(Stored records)
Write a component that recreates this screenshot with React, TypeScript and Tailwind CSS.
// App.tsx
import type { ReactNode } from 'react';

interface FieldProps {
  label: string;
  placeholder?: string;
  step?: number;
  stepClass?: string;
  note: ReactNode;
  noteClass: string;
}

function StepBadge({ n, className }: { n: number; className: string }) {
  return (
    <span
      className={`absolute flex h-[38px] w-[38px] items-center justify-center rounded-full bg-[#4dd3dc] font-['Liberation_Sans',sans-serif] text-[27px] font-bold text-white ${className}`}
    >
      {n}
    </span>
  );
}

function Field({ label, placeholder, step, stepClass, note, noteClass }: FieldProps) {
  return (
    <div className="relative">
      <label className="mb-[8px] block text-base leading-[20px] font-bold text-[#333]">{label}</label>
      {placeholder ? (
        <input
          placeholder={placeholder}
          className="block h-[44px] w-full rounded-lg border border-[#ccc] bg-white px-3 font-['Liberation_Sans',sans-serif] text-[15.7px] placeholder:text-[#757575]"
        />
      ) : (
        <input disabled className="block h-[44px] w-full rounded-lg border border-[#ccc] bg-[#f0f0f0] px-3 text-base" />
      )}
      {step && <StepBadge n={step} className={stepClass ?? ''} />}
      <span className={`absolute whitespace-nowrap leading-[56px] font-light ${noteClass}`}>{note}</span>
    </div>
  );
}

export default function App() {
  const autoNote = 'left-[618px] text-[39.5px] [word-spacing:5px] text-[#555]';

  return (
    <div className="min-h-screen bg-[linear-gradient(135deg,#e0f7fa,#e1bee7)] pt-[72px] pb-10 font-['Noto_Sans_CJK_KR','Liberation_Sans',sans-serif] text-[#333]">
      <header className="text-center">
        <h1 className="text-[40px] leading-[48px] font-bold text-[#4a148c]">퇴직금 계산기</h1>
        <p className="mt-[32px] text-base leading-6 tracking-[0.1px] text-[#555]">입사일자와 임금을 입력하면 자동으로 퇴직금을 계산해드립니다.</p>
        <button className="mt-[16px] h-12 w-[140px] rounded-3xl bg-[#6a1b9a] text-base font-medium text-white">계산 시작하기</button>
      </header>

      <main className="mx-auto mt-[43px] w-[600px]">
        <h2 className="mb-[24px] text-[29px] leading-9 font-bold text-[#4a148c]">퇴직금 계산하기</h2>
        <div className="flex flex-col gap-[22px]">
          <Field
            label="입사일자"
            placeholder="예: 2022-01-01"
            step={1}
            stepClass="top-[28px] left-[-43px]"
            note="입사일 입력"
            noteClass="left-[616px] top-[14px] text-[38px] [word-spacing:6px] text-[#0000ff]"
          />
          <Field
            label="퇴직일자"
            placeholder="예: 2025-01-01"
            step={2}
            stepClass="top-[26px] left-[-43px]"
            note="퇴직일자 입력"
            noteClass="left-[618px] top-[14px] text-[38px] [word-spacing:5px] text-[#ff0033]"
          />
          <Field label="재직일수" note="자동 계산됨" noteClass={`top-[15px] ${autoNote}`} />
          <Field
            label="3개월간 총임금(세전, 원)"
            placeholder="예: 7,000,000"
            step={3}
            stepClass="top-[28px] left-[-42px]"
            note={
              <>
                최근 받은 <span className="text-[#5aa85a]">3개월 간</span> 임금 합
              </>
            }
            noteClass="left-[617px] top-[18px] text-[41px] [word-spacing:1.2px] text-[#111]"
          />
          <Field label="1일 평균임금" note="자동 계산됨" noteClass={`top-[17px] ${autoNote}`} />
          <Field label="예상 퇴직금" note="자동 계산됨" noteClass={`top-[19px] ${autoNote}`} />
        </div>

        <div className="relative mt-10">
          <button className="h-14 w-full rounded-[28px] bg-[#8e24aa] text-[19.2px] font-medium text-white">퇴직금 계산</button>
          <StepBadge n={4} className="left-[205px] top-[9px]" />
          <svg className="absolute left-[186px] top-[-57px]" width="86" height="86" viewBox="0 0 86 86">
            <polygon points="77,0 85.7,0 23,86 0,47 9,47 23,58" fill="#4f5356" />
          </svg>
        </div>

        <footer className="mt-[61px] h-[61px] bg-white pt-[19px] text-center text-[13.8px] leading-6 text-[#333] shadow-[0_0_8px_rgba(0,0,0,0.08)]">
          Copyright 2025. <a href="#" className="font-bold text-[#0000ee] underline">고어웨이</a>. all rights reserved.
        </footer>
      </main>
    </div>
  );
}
--
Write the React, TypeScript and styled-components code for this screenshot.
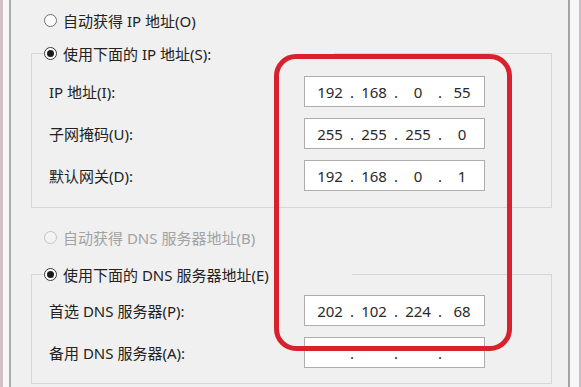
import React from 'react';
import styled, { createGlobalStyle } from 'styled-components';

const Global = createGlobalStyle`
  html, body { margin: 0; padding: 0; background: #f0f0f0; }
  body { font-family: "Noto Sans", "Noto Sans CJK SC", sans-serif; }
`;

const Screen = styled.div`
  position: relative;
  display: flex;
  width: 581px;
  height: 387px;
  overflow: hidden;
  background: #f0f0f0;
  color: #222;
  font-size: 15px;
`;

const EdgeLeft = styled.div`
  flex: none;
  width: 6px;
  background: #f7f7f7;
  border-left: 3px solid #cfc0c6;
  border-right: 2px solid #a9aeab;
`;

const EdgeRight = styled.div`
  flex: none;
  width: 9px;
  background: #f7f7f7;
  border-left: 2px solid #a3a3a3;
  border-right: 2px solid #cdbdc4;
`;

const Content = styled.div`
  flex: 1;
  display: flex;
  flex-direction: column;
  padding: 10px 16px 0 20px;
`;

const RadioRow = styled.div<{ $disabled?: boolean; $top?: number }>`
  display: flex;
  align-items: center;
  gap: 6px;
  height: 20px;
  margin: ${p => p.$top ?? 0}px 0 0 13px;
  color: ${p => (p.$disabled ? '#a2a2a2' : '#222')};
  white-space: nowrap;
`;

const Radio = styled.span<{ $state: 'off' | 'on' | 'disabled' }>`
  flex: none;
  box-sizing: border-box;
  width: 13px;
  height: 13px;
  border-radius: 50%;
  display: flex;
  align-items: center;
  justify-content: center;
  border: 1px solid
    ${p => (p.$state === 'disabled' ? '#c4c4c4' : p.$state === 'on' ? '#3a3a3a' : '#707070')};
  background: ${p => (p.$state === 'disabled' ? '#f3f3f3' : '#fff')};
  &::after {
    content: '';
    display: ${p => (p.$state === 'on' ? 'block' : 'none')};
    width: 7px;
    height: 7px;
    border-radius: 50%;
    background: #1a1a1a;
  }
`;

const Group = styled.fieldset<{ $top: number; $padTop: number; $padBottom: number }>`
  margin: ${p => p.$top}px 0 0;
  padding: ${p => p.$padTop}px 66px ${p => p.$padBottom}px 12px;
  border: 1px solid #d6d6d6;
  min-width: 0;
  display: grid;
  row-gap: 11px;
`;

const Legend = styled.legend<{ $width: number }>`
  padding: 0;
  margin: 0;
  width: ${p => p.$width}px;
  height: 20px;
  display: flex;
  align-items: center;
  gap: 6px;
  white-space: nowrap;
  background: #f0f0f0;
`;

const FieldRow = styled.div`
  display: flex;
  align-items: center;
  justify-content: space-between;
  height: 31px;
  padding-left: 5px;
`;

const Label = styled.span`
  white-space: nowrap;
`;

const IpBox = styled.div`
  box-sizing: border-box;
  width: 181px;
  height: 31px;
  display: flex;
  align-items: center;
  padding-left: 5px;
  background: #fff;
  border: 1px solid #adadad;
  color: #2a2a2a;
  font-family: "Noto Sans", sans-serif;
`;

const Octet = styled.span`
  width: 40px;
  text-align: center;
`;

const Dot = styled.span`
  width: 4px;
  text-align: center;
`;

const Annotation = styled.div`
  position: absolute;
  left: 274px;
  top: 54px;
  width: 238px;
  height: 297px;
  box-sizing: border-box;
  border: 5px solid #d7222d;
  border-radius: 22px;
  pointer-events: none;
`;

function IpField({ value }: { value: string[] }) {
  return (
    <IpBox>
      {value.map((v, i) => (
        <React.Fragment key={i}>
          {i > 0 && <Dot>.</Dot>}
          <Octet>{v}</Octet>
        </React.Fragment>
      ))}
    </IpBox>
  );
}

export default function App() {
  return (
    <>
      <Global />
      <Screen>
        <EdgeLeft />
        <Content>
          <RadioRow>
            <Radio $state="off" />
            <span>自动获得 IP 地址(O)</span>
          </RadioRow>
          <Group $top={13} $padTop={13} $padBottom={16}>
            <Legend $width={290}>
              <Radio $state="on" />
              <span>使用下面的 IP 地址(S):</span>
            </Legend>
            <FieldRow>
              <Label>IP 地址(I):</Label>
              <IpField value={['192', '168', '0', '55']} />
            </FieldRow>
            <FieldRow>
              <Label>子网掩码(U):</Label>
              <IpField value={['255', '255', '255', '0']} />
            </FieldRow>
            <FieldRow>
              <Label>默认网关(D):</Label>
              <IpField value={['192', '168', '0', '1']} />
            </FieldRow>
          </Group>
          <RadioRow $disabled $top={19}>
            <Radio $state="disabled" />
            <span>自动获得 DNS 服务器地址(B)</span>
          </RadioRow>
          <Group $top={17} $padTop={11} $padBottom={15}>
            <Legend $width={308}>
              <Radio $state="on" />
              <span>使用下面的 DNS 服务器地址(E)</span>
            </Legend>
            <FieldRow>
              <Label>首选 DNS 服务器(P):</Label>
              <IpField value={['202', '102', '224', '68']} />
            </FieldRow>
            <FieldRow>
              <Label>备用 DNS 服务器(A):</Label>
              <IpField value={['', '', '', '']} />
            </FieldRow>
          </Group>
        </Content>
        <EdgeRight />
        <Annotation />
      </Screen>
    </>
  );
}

What to produce -> The lines to be given again exactly are those from the one containing "Write a component" up to and including the one containing "const autoNote = 'left-[618px]".

Result ->
Write a component that recreates this screenshot with React, TypeScript and Tailwind CSS.
// App.tsx
import type { ReactNode } from 'react';

interface FieldProps {
  label: string;
  placeholder?: string;
  step?: number;
  stepClass?: string;
  note: ReactNode;
  noteClass: string;
}

function StepBadge({ n, className }: { n: number; className: string }) {
  return (
    <span
      className={`absolute flex h-[38px] w-[38px] items-center justify-center rounded-full bg-[#4dd3dc] font-['Liberation_Sans',sans-serif] text-[27px] font-bold text-white ${className}`}
    >
      {n}
    </span>
  );
}

function Field({ label, placeholder, step, stepClass, note, noteClass }: FieldProps) {
  return (
    <div className="relative">
      <label className="mb-[8px] block text-base leading-[20px] font-bold text-[#333]">{label}</label>
      {placeholder ? (
        <input
          placeholder={placeholder}
          className="block h-[44px] w-full rounded-lg border border-[#ccc] bg-white px-3 font-['Liberation_Sans',sans-serif] text-[15.7px] placeholder:text-[#757575]"
        />
      ) : (
        <input disabled className="block h-[44px] w-full rounded-lg border border-[#ccc] bg-[#f0f0f0] px-3 text-base" />
      )}
      {step && <StepBadge n={step} className={stepClass ?? ''} />}
      <span className={`absolute whitespace-nowrap leading-[56px] font-light ${noteClass}`}>{note}</span>
    </div>
  );
}

export default function App() {
  const autoNote = 'left-[618px] text-[39.5px] [word-spacing:5px] text-[#555]';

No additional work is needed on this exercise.